The NYT quotes Bookstat as saying Spotify “grew the market rather than cannibalised existing Audible and Apple customers.”
More recently, Spotify has itself said it “had added 28 million users in the quarter, its second-biggest gain in company history. The service now has 602 million users, over 236 million of which are paid subscribers with access to the audiobooks service.”
Hey, Nicola, did you see that word “paid” in there? So not free, got it?
And BTW, 236 million is considerably more than the 46 million paying subscribers on Audible’s books. And the forecast is 239 million by end Q1 2024. No wonder Bob Carrigan is twisting himself into a pretzel over the new competitor.
So more than 236 million people are already paying Spotify for a Premium bundle that includes audiobooks. But still the whiners whine.
So far Spotify has revealed “only” about 90,000 audiobooks had been consumed, but has also said that “tens of millions” of dollars have been paid out amid “exponential sales growth.“
Given the history of PRH, the commentary from Amanda D’Acierno, president and publisher of Penguin Random House Audio, is perhaps the most telling: “What we’ve seen here in the U.S. is very, very good. They’re reaching people who don’t go to bookstores often.”
Search more widely and there are any number of positive reports from book publishing industry insiders about the Spotify audiobooks results so far.
Music streaming? it’s been a total disaster. If you hold this chart upside down, that is.
But still we have the same old nonsense repeated by subscription opponents about how Spotify decimated the music industry.
As noted in the previous op-ed, ever since streaming became a thing in the music industry, it’s been a total disaster. If you hold this chart upside down, that is.
Over the years Spotify has been operational, it has paid out around $40 billion to the music industry, and in 2022 accounted for around 20% of all music revenue, with $3 billion of that $40 billion paid over in just the past two years.
In 2020 publishing rights holders generated $3.5 billion from music streaming overall (not just Spotify), “more than publishing revenue from CDs and downloads in any year in the 21st century so far, even at the peak of the CD era.”
Spotify opponents will scream that Spotify is not paying musicians enough to live on, but actually Spotify pays over almost 70% of its revenue.

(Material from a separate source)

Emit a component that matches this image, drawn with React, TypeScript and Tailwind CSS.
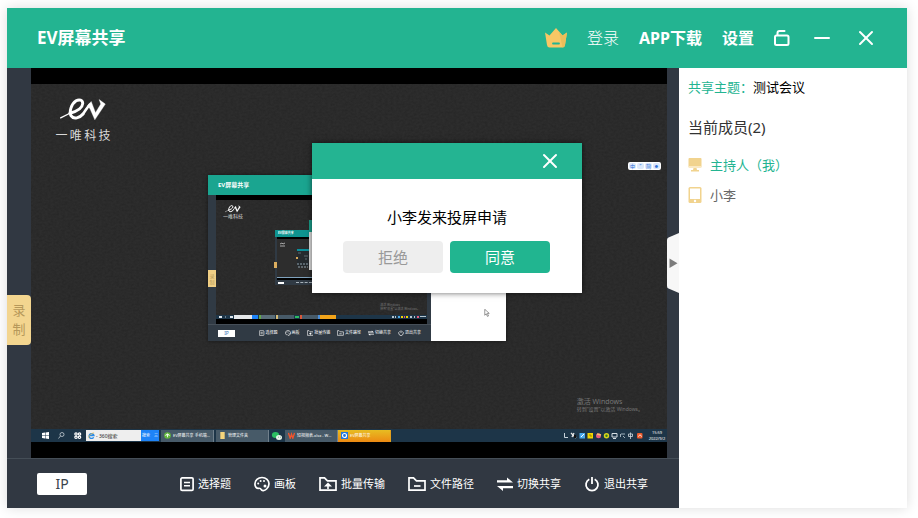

The key point here being Spotify pays that cash to the rights holders who put the content on Spotify. As Spotify explains, the rights holders “then pay the artists and songwriters, based on the agreed terms. These rights holders include record labels, publishers, independent distributors, performance rights organizations, and collecting societies. Spotify does not pay artists or songwriters directly.“
With that in mind, let’s give Spotify fair crack at the audiobook whip before declaring the sky has fallen.